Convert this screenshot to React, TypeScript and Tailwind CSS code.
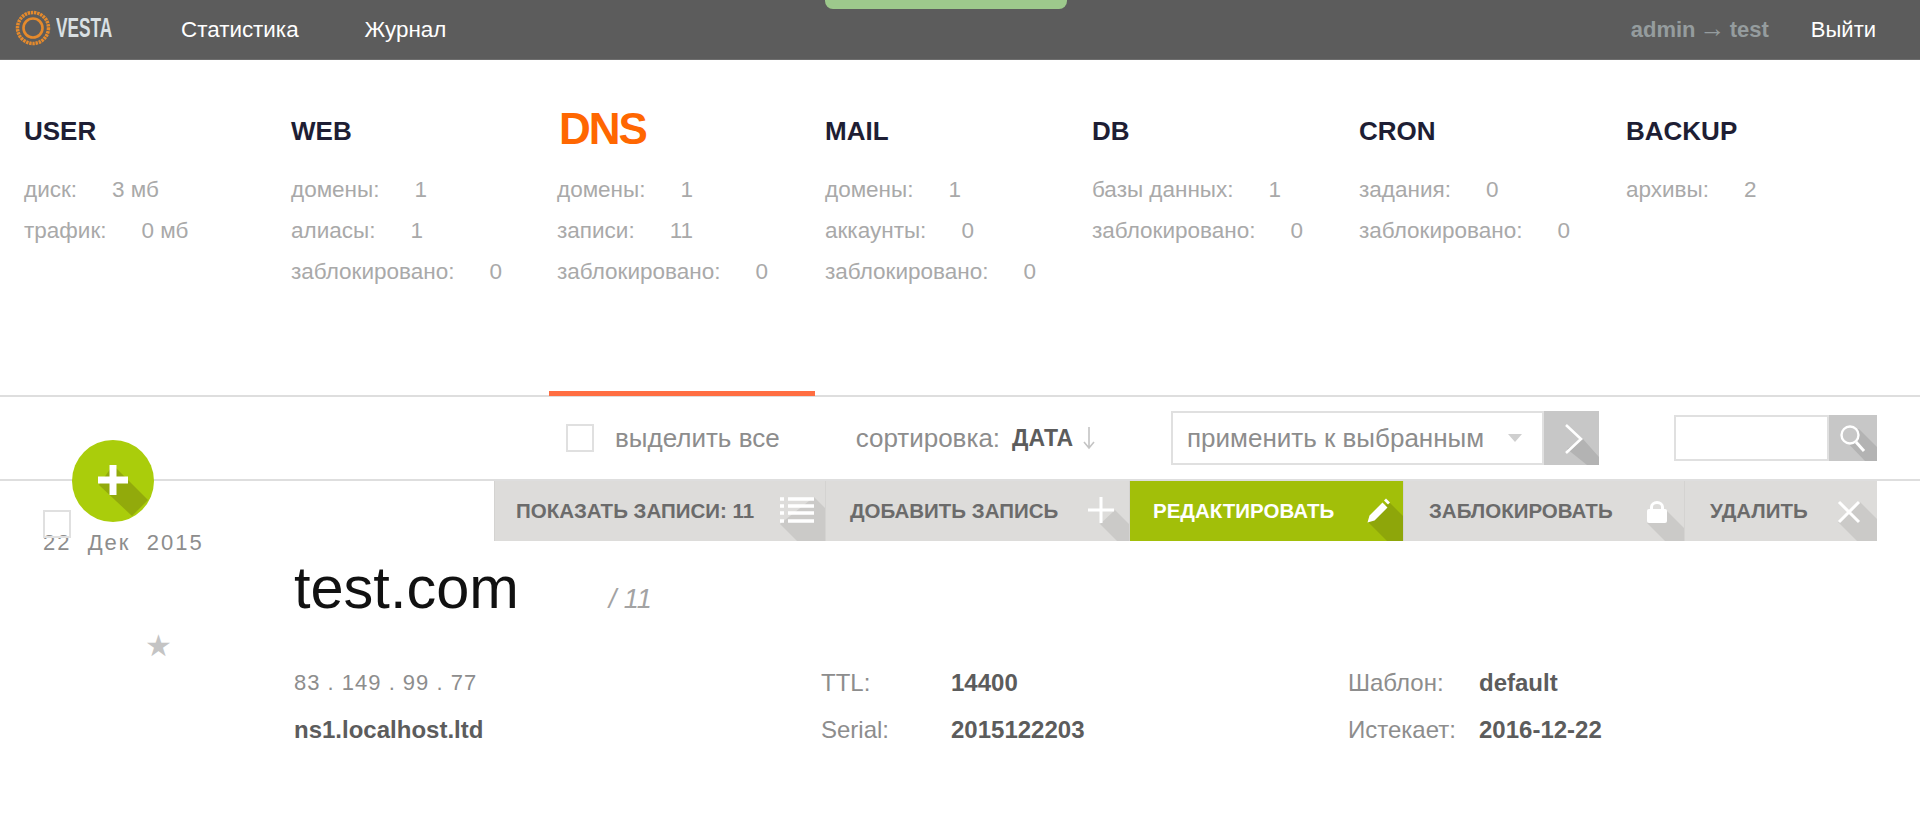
---
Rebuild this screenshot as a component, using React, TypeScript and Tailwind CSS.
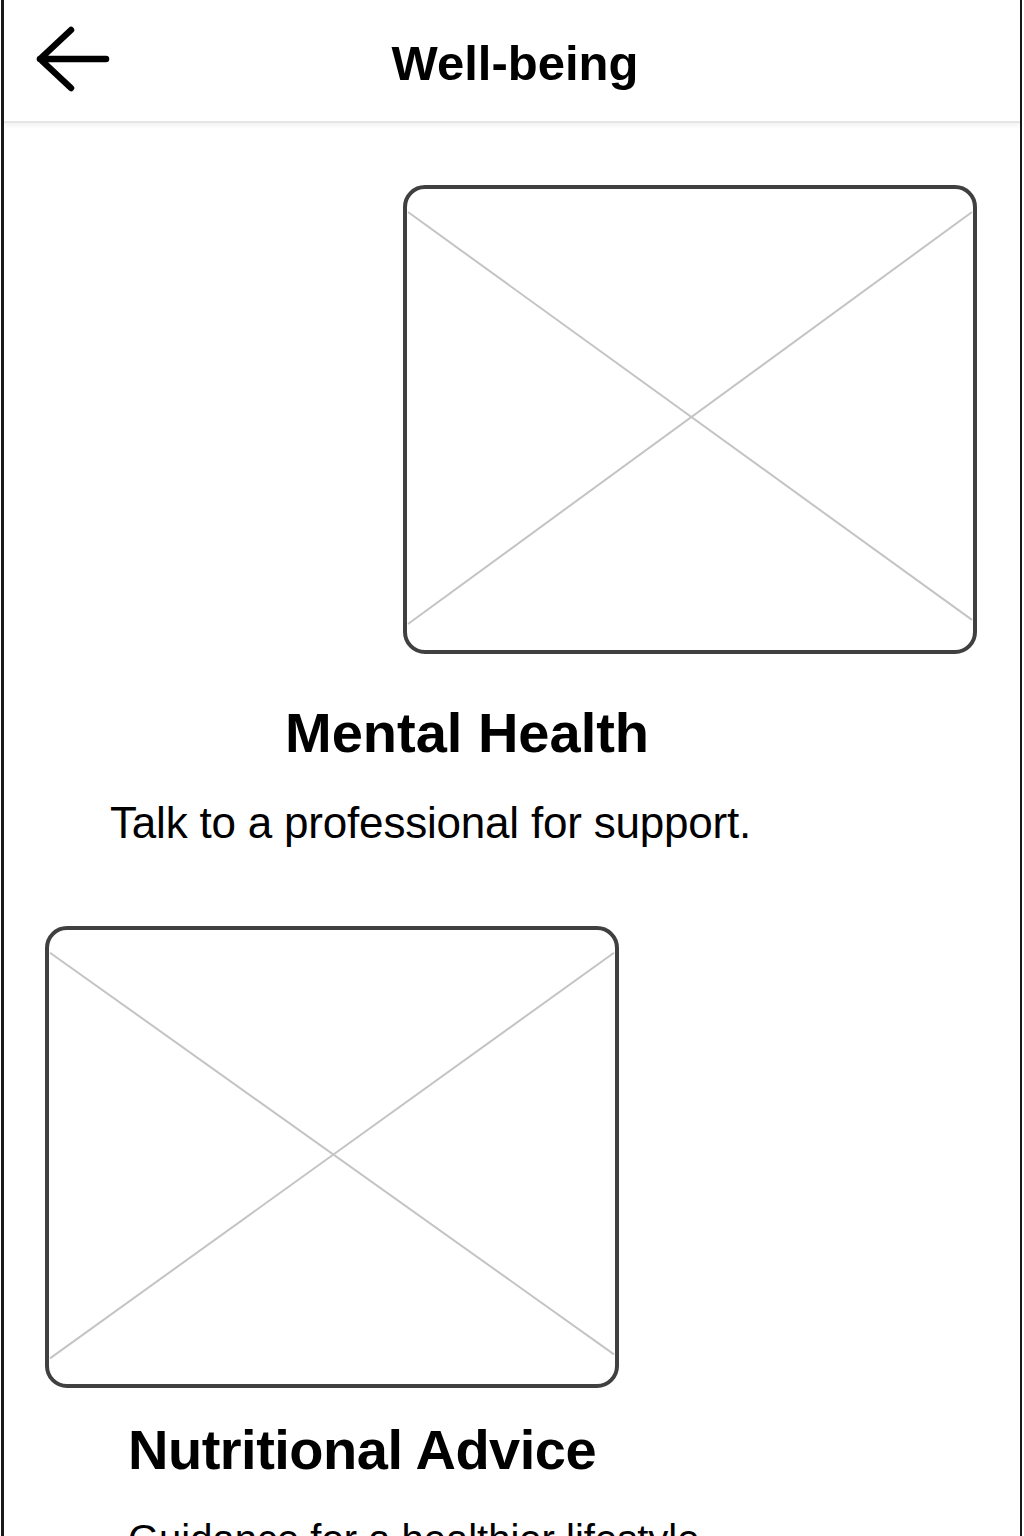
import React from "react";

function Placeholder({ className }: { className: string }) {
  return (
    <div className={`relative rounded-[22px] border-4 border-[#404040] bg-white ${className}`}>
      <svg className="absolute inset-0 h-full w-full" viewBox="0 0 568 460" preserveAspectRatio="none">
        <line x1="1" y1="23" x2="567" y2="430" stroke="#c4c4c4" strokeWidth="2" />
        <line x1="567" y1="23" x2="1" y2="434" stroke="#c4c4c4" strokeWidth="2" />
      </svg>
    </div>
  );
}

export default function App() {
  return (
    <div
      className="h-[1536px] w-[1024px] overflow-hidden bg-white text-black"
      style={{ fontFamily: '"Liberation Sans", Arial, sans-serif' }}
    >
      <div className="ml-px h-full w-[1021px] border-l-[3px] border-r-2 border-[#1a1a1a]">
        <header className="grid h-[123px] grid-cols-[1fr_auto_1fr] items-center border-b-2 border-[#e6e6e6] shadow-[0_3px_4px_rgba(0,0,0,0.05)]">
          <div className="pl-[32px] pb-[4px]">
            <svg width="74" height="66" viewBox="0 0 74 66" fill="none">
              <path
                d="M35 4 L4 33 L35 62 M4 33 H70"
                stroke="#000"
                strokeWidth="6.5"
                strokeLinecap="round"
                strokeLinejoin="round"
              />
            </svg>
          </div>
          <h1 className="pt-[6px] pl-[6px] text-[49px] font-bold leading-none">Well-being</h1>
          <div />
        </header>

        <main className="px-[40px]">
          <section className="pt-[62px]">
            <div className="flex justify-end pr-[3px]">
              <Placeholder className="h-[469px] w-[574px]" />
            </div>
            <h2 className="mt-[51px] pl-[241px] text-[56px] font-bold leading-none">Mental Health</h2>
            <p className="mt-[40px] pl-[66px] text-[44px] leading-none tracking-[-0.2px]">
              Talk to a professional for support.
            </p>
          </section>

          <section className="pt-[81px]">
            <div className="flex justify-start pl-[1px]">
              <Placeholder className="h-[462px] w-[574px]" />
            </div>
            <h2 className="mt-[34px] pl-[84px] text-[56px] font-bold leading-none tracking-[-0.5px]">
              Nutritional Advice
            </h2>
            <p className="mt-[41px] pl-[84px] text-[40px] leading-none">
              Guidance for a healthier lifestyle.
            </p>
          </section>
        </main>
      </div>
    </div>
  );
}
==
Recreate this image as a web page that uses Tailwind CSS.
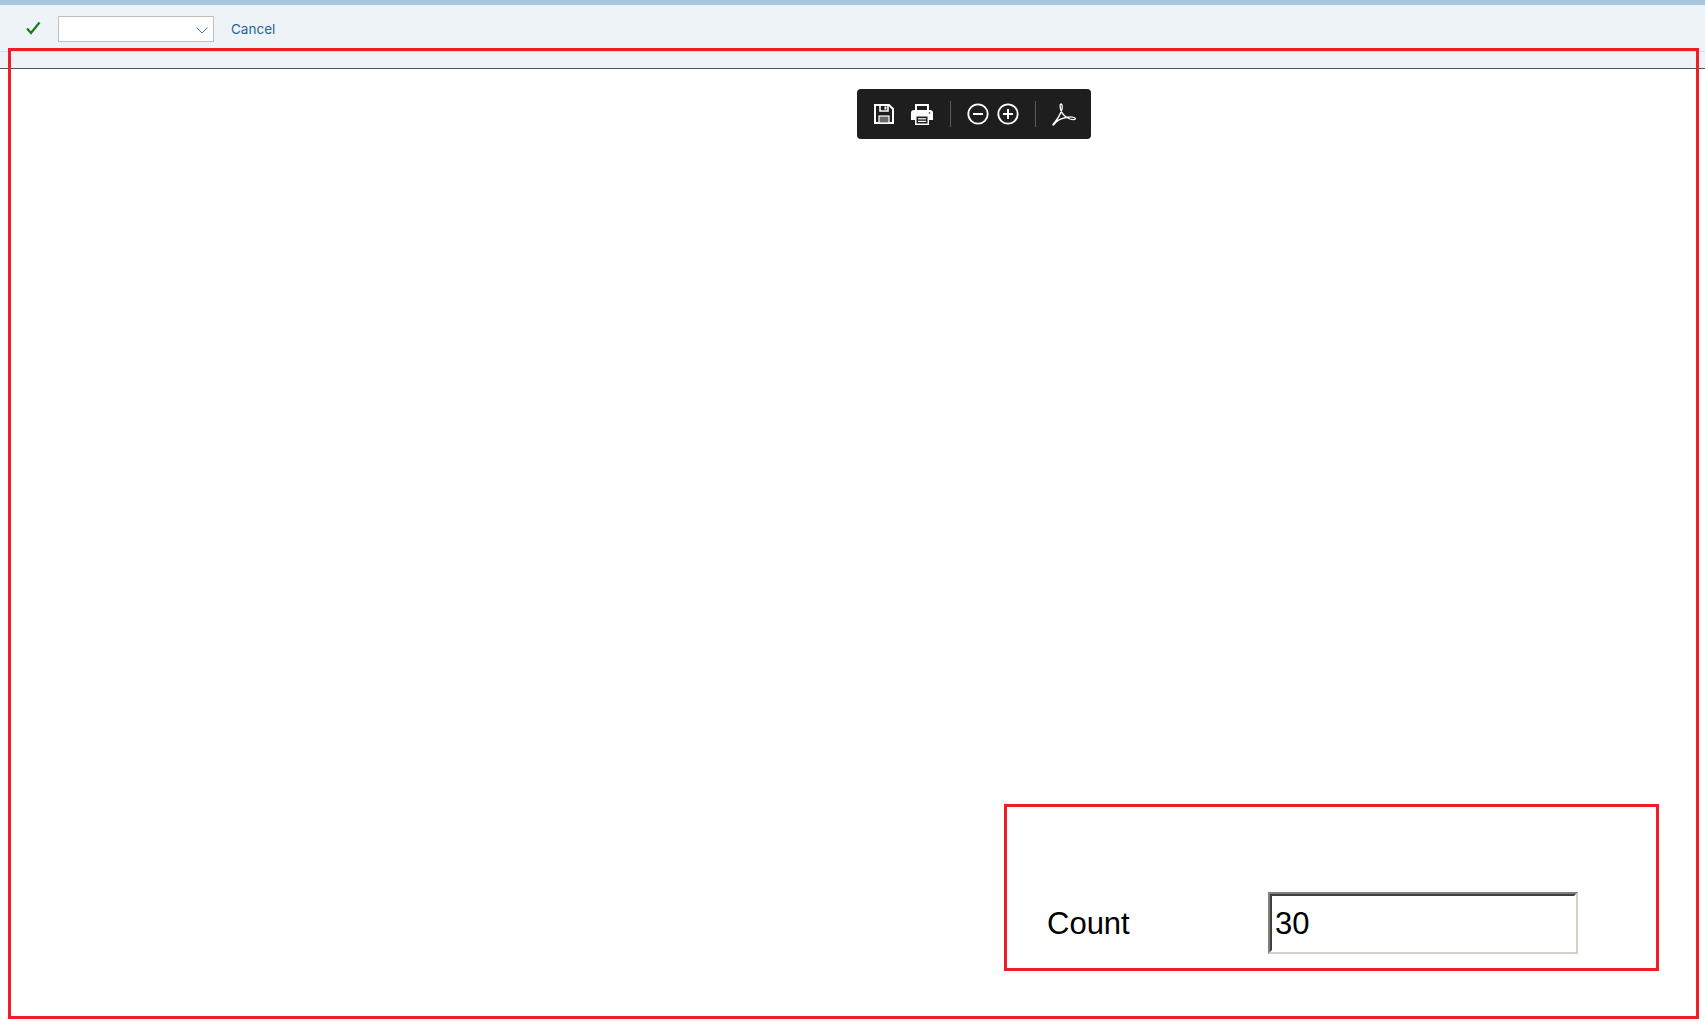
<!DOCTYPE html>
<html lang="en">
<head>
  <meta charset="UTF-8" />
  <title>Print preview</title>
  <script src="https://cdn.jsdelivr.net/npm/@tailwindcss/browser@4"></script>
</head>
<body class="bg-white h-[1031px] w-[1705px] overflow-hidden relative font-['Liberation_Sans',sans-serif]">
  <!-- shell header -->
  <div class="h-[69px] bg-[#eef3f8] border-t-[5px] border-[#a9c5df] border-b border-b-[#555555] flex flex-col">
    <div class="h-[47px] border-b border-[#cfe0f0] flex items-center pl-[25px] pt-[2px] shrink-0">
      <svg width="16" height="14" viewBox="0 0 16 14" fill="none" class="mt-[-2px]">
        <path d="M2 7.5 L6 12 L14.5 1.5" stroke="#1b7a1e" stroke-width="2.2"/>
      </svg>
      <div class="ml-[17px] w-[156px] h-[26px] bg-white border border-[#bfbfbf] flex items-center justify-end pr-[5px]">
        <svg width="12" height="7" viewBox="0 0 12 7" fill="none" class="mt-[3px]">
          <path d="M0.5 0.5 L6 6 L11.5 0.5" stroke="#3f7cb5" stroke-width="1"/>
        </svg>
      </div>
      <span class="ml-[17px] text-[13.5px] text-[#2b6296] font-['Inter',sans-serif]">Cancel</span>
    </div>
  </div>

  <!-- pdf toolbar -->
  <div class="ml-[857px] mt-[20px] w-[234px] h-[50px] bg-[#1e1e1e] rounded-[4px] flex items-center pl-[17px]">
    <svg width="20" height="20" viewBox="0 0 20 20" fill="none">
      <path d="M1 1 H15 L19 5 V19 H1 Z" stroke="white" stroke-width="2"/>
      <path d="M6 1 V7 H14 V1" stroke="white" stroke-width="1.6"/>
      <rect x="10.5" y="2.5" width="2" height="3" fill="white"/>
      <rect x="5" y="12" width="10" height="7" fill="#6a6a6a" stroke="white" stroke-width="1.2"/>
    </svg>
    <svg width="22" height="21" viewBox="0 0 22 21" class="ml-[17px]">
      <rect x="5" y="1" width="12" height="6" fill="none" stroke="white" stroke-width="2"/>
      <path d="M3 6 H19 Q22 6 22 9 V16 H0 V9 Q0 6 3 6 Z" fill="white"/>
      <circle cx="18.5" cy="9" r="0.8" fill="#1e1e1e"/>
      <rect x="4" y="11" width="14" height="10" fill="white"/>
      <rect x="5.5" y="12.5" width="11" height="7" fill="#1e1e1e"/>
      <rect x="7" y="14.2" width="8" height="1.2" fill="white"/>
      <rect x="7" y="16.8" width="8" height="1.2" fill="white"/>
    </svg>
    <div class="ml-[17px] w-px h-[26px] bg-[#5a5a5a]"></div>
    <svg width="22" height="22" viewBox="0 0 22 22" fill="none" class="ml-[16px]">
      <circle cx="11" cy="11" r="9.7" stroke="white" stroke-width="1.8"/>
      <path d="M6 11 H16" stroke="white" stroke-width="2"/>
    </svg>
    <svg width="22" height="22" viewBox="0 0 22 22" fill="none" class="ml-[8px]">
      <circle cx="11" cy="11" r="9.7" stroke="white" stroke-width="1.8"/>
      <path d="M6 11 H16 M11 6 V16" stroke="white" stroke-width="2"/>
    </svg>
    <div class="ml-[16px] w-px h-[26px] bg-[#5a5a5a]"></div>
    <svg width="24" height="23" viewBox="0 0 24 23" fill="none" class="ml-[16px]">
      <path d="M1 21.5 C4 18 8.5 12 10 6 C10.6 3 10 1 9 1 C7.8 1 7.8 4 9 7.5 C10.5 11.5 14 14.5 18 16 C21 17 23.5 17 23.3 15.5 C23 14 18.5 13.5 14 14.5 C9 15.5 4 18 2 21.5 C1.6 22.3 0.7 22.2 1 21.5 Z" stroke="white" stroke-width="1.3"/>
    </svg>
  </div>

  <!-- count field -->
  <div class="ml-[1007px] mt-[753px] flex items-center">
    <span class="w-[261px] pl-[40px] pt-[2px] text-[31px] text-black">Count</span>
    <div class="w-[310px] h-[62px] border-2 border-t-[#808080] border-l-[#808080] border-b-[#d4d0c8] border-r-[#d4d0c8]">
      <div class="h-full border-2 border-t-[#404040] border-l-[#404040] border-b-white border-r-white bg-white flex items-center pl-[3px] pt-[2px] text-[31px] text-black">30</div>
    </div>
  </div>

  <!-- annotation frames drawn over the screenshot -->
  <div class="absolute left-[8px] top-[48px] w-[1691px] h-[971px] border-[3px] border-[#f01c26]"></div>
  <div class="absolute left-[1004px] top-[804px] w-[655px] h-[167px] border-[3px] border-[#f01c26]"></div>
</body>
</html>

Your instructions: Using the listing above, work out how many of its lines include "TypeScript", and give only the result.

Correct response: 2